High stakes should also show your characters not only at their best, but also at their worst. Many readers had trouble with Harry in Order of the Phoenix. This was Harry's fifth year of school, and at age fifteen, he was every bit the angry, angsty, antagonistic teenager that no one but his own equally angsty friends wants to be around. I got tired of Harry's tantrums in that book as well.

But it was real. After all, here was a teenager who had a lot of weight on his shoulders, so much that Dumbledore did not make him a prefect because he thought Harry had quite enough to be carrying on with.

Note that when writing a series, as in HP, the stakes must increase with each subsequent book. The hero's task cannot get easier, or there'll be no satisfaction for the reader. Harry goes from maintaining his own against a mere parasite at the end of Philosopher's/Sorcerer's Stone, to saving an innocent man from death or de-souling in PoA, to leading the capture of a pack of Death Eaters in Order of the Phoenix, to facing the ultimate showdown and making the ultimate sacrifice in Deathly Hallows.

Harry has been tested and tried since the very beginning. He has been pushed into developing skills, such as producing a Patronus that other witches and wizards his age would never consider. He must be pushed in this manner because he has an enormous task ahead of him.

No one will believe that a seventeen-year-old wizard could defeat the darkest wizard in 100 years, unless he'd been properly prepared and thoroughly tested. And no one will believe your heroine deserves her triumphant ending unless she's proved to herself, along with the reader, that she can survive and triumph over any obstacle her mean-hearted author has thrown at her.

Your protagonist doesn't have to “save the world.” For writers, stakes are emotional, not physical. What your protagonist does have to do, however, is face his or her worst possible fears, probe their deepest inner wound, pass through the fires of refining conflict, and emerge a better, stronger person on the other side.

Have no mercy! Raise your stakes to bring out the full emotional depth your hero must face and rise above. Torture and torment your characters to make them prove their worth.

After all, you won't have to meet him in real life. :-)


  1. Great post! Sometimes I have to ask myself the same question in my life -- What's the worst possible thing that could happen? Nothing looks as bad any longer... but with characters, you definitely have to let the worst happen.


  2. Thanks, Astrid. And it's so hard to do - letting the worst happen - when you've been brought up to be a nice girl or avoid conflict. Can't do that with our characters though!

  3. My characters would SO come after me if they were real. I put them through the ringer, and I've noticed I do tend to run the whole world is going to end stakes. He he.

  4. Lisa, your post this morning on character names with the interview with Igor is still going through my mind. You've inspired me. I think I'm going to do a future post from the POV of one of the HP characters! Hope you don't mind me tailgating on your brilliance.

    Here's a link to Lisa's post:

    Also, I tend to gravitate to the larger than life, high concept storyline as well!

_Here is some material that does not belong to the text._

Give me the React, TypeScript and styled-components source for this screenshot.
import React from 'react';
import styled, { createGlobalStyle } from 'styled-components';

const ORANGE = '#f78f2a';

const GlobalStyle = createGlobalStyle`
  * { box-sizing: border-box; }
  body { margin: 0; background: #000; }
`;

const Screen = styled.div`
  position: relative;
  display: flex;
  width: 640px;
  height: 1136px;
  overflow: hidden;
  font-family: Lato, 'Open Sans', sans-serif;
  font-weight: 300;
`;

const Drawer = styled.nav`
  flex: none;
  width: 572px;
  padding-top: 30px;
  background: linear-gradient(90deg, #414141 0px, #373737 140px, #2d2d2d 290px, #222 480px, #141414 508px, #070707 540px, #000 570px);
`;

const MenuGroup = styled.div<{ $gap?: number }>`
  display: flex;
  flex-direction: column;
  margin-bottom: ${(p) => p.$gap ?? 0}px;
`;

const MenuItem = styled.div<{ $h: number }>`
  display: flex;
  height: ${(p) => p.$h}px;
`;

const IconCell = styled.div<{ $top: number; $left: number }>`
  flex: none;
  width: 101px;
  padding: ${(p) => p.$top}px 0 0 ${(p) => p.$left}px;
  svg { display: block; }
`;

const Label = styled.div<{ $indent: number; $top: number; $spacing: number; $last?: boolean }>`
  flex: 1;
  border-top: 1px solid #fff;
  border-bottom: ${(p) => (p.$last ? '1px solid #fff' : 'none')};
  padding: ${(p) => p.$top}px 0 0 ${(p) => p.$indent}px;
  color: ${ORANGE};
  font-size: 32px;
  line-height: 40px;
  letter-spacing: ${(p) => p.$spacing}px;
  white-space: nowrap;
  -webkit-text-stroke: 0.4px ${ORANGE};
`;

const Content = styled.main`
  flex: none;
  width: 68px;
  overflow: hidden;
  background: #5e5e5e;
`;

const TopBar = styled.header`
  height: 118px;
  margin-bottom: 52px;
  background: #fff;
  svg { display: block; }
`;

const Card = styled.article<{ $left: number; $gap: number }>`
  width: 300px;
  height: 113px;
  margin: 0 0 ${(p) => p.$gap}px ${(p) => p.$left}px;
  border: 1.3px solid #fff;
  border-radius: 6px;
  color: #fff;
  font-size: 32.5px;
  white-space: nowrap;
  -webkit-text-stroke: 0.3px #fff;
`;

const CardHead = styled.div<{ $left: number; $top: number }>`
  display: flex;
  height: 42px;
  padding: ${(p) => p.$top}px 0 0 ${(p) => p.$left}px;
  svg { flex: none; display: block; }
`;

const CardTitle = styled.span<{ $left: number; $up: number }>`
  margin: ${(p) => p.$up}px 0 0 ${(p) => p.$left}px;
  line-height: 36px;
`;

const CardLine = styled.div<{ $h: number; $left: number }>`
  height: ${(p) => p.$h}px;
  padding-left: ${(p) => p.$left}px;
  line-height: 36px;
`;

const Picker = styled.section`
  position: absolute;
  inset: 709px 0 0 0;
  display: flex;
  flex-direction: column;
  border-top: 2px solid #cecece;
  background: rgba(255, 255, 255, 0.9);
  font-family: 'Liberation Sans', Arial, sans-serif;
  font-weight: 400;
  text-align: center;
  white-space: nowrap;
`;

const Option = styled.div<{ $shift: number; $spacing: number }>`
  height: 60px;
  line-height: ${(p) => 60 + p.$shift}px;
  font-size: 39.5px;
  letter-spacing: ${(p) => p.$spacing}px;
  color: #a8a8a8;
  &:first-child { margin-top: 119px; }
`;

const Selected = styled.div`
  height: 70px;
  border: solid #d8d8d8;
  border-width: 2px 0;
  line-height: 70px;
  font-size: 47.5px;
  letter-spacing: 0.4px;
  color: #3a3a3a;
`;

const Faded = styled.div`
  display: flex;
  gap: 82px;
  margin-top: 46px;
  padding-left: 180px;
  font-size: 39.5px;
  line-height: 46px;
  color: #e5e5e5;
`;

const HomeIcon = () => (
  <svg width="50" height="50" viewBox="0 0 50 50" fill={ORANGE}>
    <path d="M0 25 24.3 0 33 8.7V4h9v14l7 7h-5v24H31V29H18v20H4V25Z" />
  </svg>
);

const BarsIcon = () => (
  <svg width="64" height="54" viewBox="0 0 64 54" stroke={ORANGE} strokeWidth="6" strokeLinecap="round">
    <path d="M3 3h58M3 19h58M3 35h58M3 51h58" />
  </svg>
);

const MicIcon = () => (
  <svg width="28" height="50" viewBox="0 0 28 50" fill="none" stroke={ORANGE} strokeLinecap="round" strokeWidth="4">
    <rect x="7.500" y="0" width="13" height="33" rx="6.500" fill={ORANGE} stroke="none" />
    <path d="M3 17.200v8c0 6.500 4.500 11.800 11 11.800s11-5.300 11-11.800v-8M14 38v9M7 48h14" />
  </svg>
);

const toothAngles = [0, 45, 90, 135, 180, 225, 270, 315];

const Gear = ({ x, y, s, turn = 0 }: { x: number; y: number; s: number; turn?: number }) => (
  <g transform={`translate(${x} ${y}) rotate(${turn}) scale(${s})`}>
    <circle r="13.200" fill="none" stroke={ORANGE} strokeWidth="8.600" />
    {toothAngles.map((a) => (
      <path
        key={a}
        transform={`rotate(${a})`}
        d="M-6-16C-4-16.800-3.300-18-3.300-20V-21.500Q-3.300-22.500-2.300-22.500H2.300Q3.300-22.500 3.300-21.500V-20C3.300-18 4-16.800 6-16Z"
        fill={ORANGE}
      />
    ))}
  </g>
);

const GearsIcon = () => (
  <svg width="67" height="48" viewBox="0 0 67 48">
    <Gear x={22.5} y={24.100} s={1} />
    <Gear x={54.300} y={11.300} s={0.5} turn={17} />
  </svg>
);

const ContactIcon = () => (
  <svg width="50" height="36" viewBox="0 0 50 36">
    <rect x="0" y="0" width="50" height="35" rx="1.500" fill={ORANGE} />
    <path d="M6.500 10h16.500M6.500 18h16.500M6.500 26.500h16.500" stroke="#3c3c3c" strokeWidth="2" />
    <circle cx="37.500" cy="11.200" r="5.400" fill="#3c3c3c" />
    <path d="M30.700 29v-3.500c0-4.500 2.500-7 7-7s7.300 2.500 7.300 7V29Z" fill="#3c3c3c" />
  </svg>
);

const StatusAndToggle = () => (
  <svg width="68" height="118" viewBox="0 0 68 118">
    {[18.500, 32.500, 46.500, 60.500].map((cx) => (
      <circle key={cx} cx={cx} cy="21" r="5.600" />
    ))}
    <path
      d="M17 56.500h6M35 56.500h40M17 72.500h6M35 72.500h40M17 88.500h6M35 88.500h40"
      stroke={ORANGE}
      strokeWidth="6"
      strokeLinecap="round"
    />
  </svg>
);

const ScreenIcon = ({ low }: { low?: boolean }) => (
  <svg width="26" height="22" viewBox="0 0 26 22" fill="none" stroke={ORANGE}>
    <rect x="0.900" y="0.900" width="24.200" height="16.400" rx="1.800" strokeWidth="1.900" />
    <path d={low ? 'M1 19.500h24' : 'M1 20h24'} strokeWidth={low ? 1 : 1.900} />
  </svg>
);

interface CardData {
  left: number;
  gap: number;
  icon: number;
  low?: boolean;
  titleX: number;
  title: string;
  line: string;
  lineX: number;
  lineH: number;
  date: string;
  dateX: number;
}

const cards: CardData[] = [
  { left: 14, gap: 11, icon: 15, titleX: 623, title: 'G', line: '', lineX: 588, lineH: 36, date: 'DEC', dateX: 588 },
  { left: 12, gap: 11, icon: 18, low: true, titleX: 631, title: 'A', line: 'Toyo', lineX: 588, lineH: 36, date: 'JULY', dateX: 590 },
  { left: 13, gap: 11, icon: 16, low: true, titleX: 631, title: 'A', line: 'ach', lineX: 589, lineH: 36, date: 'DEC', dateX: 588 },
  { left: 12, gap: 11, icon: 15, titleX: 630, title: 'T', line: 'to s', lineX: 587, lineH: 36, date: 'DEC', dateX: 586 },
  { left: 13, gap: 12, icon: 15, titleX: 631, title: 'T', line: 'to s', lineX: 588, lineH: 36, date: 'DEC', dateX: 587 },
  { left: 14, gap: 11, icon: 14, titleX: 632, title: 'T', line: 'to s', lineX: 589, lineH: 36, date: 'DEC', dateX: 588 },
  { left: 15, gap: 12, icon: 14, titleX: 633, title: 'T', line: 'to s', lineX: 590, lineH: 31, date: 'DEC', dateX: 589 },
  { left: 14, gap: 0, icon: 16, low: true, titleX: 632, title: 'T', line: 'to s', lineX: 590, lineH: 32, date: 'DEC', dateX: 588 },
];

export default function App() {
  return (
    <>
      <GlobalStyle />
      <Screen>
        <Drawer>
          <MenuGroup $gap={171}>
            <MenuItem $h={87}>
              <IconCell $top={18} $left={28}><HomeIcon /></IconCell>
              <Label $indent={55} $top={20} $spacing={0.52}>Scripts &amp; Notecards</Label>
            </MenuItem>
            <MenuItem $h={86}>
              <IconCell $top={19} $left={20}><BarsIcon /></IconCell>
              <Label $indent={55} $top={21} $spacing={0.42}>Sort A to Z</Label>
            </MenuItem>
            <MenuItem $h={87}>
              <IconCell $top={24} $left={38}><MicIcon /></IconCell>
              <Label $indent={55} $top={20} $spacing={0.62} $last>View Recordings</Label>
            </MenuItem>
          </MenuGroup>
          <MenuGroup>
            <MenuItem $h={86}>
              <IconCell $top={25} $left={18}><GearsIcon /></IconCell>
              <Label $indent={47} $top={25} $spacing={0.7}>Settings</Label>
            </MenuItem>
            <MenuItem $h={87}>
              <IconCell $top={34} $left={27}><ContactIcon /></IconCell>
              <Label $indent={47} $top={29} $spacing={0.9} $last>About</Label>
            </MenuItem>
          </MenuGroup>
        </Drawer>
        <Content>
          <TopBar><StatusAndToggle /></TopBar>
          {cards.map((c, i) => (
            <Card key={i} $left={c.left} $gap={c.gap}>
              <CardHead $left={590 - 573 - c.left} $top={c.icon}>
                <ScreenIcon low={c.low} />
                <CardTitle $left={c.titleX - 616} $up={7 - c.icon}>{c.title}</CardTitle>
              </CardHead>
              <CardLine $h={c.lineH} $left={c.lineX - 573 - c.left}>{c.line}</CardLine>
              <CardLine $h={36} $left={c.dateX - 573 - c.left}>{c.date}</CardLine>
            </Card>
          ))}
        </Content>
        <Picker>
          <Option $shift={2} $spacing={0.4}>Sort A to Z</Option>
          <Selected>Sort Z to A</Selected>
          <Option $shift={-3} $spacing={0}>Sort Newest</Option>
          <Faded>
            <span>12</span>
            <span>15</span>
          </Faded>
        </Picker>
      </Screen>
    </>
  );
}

  5. You touched on so many great points in this post. Especially keeping with what's realistic for your story. And I absolutely love when all the secondary characters have their own arc and we get to see a bit of that.

  6. Thanks, Laura. I think that's one thing that makes HP so real for so many people -- the depth of the secondaries with their own conflicts and growth. Of course, she has 7 books to help build all this! :-)

  7. Sorry (she says sheepishly for not revisiting before) I'm HAPPY to have inspired you!! Of course it's okay. Honestly, the whole stake metaphor kept going through my mind too because that's the kind of analogy I like to make!! :D Great minds think alike. I suppose other minds do too, but we can at least pretend to be the great kind, right?

  8. Awesome post. In my own writing, I did just this to a character about a week ago. I took what she loved the most and destroyed it, just so I could explore the depths of character as she deals with the new reality. It was fun in a sick kind of way!

  9. Of course we're the greatest kind, Lisa!

    BookGeek - If we can't destroy the lives of our characters, whose can we destroy?! Sounds like that was an awesome exercise you did. Are you going to keep it for the book?